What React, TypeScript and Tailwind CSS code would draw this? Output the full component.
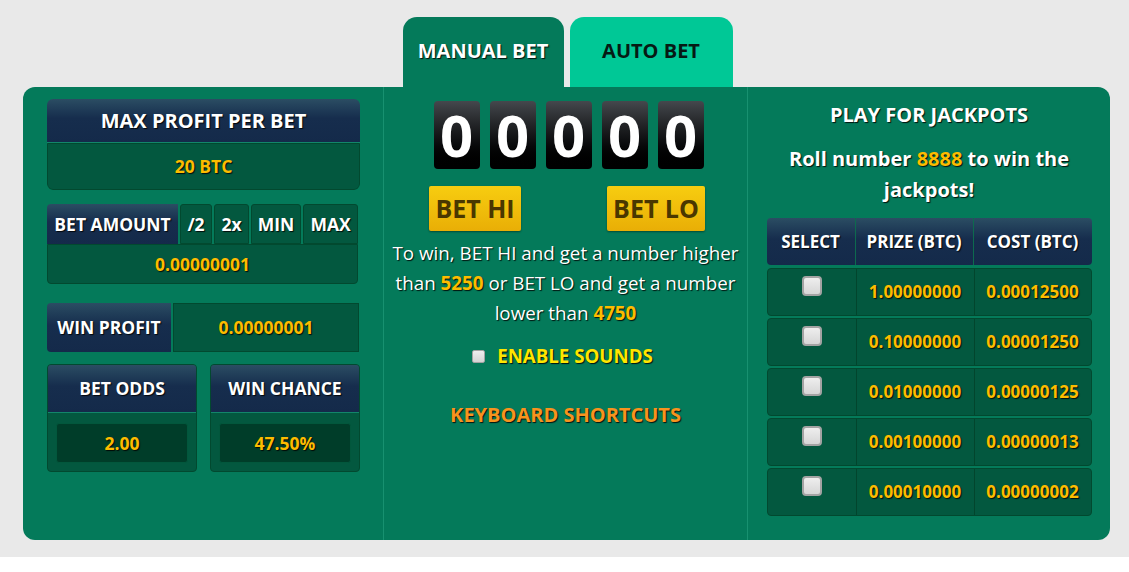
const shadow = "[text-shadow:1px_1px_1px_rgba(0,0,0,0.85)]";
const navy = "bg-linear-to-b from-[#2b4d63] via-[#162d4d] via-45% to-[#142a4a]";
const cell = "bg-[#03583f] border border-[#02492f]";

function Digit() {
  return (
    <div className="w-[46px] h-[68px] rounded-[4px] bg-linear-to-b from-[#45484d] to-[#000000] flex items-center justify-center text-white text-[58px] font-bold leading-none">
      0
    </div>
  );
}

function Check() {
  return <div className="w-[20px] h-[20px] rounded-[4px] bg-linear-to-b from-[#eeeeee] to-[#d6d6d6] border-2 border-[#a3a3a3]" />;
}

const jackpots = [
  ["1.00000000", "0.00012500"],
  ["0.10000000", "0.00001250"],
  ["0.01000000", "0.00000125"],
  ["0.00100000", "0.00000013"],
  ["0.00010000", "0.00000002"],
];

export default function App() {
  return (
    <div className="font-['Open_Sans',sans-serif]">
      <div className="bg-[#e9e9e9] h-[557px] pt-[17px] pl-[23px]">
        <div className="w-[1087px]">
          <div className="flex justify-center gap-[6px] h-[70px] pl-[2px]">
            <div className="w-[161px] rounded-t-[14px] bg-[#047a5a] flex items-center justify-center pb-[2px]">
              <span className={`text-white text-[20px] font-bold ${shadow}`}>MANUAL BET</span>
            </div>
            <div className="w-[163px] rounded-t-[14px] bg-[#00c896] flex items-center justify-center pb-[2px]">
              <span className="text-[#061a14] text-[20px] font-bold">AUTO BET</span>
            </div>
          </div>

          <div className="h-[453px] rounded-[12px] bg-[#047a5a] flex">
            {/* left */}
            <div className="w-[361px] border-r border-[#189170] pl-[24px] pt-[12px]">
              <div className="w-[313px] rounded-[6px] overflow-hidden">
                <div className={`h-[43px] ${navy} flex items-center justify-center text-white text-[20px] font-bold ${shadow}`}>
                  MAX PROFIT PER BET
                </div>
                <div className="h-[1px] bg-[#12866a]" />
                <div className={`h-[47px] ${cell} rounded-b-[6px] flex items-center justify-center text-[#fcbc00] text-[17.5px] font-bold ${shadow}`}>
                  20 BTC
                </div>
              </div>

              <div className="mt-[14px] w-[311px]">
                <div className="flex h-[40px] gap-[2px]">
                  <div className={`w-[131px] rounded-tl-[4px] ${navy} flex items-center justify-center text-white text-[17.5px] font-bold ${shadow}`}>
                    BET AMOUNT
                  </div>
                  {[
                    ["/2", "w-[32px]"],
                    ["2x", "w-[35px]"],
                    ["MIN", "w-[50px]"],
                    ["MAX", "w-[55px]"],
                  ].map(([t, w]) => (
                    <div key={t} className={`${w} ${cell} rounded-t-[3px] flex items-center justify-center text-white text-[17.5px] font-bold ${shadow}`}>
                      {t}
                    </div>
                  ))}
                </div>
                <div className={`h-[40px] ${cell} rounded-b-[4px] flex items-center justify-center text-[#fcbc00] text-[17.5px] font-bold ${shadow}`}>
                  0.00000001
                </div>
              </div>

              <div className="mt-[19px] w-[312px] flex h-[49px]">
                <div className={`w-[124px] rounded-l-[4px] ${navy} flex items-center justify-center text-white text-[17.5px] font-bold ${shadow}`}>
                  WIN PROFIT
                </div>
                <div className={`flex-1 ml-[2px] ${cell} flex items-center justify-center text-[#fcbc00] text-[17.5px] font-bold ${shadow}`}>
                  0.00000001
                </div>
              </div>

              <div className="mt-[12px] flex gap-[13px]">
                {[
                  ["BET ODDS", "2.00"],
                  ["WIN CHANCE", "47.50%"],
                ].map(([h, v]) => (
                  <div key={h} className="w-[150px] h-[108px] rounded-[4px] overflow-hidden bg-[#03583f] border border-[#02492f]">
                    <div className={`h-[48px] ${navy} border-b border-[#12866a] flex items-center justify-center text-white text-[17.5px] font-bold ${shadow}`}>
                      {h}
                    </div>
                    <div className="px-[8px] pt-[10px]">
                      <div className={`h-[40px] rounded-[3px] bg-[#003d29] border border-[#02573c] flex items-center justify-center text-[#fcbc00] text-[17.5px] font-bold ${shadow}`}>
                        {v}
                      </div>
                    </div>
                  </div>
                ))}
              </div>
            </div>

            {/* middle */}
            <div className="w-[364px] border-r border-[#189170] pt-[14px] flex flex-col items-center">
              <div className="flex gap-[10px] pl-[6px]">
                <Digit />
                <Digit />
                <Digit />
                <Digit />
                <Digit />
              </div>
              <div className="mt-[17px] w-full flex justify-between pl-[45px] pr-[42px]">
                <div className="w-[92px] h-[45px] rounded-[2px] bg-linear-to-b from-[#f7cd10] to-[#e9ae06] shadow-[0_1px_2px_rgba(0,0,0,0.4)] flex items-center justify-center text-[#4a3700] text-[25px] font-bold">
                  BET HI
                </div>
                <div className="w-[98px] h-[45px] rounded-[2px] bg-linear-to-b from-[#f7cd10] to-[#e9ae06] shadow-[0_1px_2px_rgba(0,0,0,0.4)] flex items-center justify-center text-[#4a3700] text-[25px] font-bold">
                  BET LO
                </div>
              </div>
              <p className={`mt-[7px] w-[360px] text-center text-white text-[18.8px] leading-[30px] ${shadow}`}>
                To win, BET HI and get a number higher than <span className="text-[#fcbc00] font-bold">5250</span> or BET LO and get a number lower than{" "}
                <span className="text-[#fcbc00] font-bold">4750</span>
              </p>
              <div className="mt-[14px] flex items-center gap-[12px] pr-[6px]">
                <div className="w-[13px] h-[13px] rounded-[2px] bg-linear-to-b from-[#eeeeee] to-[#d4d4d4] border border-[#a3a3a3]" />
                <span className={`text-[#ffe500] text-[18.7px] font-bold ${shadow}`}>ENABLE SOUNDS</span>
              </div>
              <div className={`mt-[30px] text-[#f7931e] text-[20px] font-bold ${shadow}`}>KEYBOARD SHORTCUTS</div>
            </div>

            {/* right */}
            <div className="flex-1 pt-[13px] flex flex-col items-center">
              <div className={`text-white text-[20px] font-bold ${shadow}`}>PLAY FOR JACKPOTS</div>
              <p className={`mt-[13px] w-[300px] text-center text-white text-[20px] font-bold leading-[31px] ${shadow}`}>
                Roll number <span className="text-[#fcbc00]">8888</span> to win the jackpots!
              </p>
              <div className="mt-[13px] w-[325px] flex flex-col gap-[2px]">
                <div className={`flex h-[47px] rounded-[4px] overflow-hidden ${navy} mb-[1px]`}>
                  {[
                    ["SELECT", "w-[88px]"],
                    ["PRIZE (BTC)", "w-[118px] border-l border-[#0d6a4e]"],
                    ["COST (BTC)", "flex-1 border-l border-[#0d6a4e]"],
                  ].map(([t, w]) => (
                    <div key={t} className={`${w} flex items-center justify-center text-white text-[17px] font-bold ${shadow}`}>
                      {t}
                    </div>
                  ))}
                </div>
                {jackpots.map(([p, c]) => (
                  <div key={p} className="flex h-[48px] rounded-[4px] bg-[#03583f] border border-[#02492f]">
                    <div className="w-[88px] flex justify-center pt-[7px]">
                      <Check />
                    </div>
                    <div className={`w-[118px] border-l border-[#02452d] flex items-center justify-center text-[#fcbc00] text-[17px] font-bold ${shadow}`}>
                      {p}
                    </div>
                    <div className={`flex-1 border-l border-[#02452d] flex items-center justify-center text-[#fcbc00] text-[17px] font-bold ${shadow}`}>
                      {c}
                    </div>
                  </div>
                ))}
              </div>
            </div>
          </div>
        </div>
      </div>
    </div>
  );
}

Exercise task >>
Return the listing above in full and without alteration, excluding its pictures.

Task response >>
What React, TypeScript and Tailwind CSS code would draw this? Output the full component.
const shadow = "[text-shadow:1px_1px_1px_rgba(0,0,0,0.85)]";
const navy = "bg-linear-to-b from-[#2b4d63] via-[#162d4d] via-45% to-[#142a4a]";
const cell = "bg-[#03583f] border border-[#02492f]";

function Digit() {
  return (
    <div className="w-[46px] h-[68px] rounded-[4px] bg-linear-to-b from-[#45484d] to-[#000000] flex items-center justify-center text-white text-[58px] font-bold leading-none">
      0
    </div>
  );
}

function Check() {
  return <div className="w-[20px] h-[20px] rounded-[4px] bg-linear-to-b from-[#eeeeee] to-[#d6d6d6] border-2 border-[#a3a3a3]" />;
}

const jackpots = [
  ["1.00000000", "0.00012500"],
  ["0.10000000", "0.00001250"],
  ["0.01000000", "0.00000125"],
  ["0.00100000", "0.00000013"],
  ["0.00010000", "0.00000002"],
];

export default function App() {
  return (
    <div className="font-['Open_Sans',sans-serif]">
      <div className="bg-[#e9e9e9] h-[557px] pt-[17px] pl-[23px]">
        <div className="w-[1087px]">
          <div className="flex justify-center gap-[6px] h-[70px] pl-[2px]">
            <div className="w-[161px] rounded-t-[14px] bg-[#047a5a] flex items-center justify-center pb-[2px]">
              <span className={`text-white text-[20px] font-bold ${shadow}`}>MANUAL BET</span>
            </div>
            <div className="w-[163px] rounded-t-[14px] bg-[#00c896] flex items-center justify-center pb-[2px]">
              <span className="text-[#061a14] text-[20px] font-bold">AUTO BET</span>
            </div>
          </div>

          <div className="h-[453px] rounded-[12px] bg-[#047a5a] flex">
            {/* left */}
            <div className="w-[361px] border-r border-[#189170] pl-[24px] pt-[12px]">
              <div className="w-[313px] rounded-[6px] overflow-hidden">
                <div className={`h-[43px] ${navy} flex items-center justify-center text-white text-[20px] font-bold ${shadow}`}>
                  MAX PROFIT PER BET
                </div>
                <div className="h-[1px] bg-[#12866a]" />
                <div className={`h-[47px] ${cell} rounded-b-[6px] flex items-center justify-center text-[#fcbc00] text-[17.5px] font-bold ${shadow}`}>
                  20 BTC
                </div>
              </div>

              <div className="mt-[14px] w-[311px]">
                <div className="flex h-[40px] gap-[2px]">
                  <div className={`w-[131px] rounded-tl-[4px] ${navy} flex items-center justify-center text-white text-[17.5px] font-bold ${shadow}`}>
                    BET AMOUNT
                  </div>
                  {[
                    ["/2", "w-[32px]"],
                    ["2x", "w-[35px]"],
                    ["MIN", "w-[50px]"],
                    ["MAX", "w-[55px]"],
                  ].map(([t, w]) => (
                    <div key={t} className={`${w} ${cell} rounded-t-[3px] flex items-center justify-center text-white text-[17.5px] font-bold ${shadow}`}>
                      {t}
                    </div>
                  ))}
                </div>
                <div className={`h-[40px] ${cell} rounded-b-[4px] flex items-center justify-center text-[#fcbc00] text-[17.5px] font-bold ${shadow}`}>
                  0.00000001
                </div>
              </div>

              <div className="mt-[19px] w-[312px] flex h-[49px]">
                <div className={`w-[124px] rounded-l-[4px] ${navy} flex items-center justify-center text-white text-[17.5px] font-bold ${shadow}`}>
                  WIN PROFIT
                </div>
                <div className={`flex-1 ml-[2px] ${cell} flex items-center justify-center text-[#fcbc00] text-[17.5px] font-bold ${shadow}`}>
                  0.00000001
                </div>
              </div>

              <div className="mt-[12px] flex gap-[13px]">
                {[
                  ["BET ODDS", "2.00"],
                  ["WIN CHANCE", "47.50%"],
                ].map(([h, v]) => (
                  <div key={h} className="w-[150px] h-[108px] rounded-[4px] overflow-hidden bg-[#03583f] border border-[#02492f]">
                    <div className={`h-[48px] ${navy} border-b border-[#12866a] flex items-center justify-center text-white text-[17.5px] font-bold ${shadow}`}>
                      {h}
                    </div>
                    <div className="px-[8px] pt-[10px]">
                      <div className={`h-[40px] rounded-[3px] bg-[#003d29] border border-[#02573c] flex items-center justify-center text-[#fcbc00] text-[17.5px] font-bold ${shadow}`}>
                        {v}
                      </div>
                    </div>
                  </div>
                ))}
              </div>
            </div>

            {/* middle */}
            <div className="w-[364px] border-r border-[#189170] pt-[14px] flex flex-col items-center">
              <div className="flex gap-[10px] pl-[6px]">
                <Digit />
                <Digit />
                <Digit />
                <Digit />
                <Digit />
              </div>
              <div className="mt-[17px] w-full flex justify-between pl-[45px] pr-[42px]">
                <div className="w-[92px] h-[45px] rounded-[2px] bg-linear-to-b from-[#f7cd10] to-[#e9ae06] shadow-[0_1px_2px_rgba(0,0,0,0.4)] flex items-center justify-center text-[#4a3700] text-[25px] font-bold">
                  BET HI
                </div>
                <div className="w-[98px] h-[45px] rounded-[2px] bg-linear-to-b from-[#f7cd10] to-[#e9ae06] shadow-[0_1px_2px_rgba(0,0,0,0.4)] flex items-center justify-center text-[#4a3700] text-[25px] font-bold">
                  BET LO
                </div>
              </div>
              <p className={`mt-[7px] w-[360px] text-center text-white text-[18.8px] leading-[30px] ${shadow}`}>
                To win, BET HI and get a number higher than <span className="text-[#fcbc00] font-bold">5250</span> or BET LO and get a number lower than{" "}
                <span className="text-[#fcbc00] font-bold">4750</span>
              </p>
              <div className="mt-[14px] flex items-center gap-[12px] pr-[6px]">
                <div className="w-[13px] h-[13px] rounded-[2px] bg-linear-to-b from-[#eeeeee] to-[#d4d4d4] border border-[#a3a3a3]" />
                <span className={`text-[#ffe500] text-[18.7px] font-bold ${shadow}`}>ENABLE SOUNDS</span>
              </div>
              <div className={`mt-[30px] text-[#f7931e] text-[20px] font-bold ${shadow}`}>KEYBOARD SHORTCUTS</div>
            </div>

            {/* right */}
            <div className="flex-1 pt-[13px] flex flex-col items-center">
              <div className={`text-white text-[20px] font-bold ${shadow}`}>PLAY FOR JACKPOTS</div>
              <p className={`mt-[13px] w-[300px] text-center text-white text-[20px] font-bold leading-[31px] ${shadow}`}>
                Roll number <span className="text-[#fcbc00]">8888</span> to win the jackpots!
              </p>
              <div className="mt-[13px] w-[325px] flex flex-col gap-[2px]">
                <div className={`flex h-[47px] rounded-[4px] overflow-hidden ${navy} mb-[1px]`}>
                  {[
                    ["SELECT", "w-[88px]"],
                    ["PRIZE (BTC)", "w-[118px] border-l border-[#0d6a4e]"],
                    ["COST (BTC)", "flex-1 border-l border-[#0d6a4e]"],
                  ].map(([t, w]) => (
                    <div key={t} className={`${w} flex items-center justify-center text-white text-[17px] font-bold ${shadow}`}>
                      {t}
                    </div>
                  ))}
                </div>
                {jackpots.map(([p, c]) => (
                  <div key={p} className="flex h-[48px] rounded-[4px] bg-[#03583f] border border-[#02492f]">
                    <div className="w-[88px] flex justify-center pt-[7px]">
                      <Check />
                    </div>
                    <div className={`w-[118px] border-l border-[#02452d] flex items-center justify-center text-[#fcbc00] text-[17px] font-bold ${shadow}`}>
                      {p}
                    </div>
                    <div className={`flex-1 border-l border-[#02452d] flex items-center justify-center text-[#fcbc00] text-[17px] font-bold ${shadow}`}>
                      {c}
                    </div>
                  </div>
                ))}
              </div>
            </div>
          </div>
        </div>
      </div>
    </div>
  );
}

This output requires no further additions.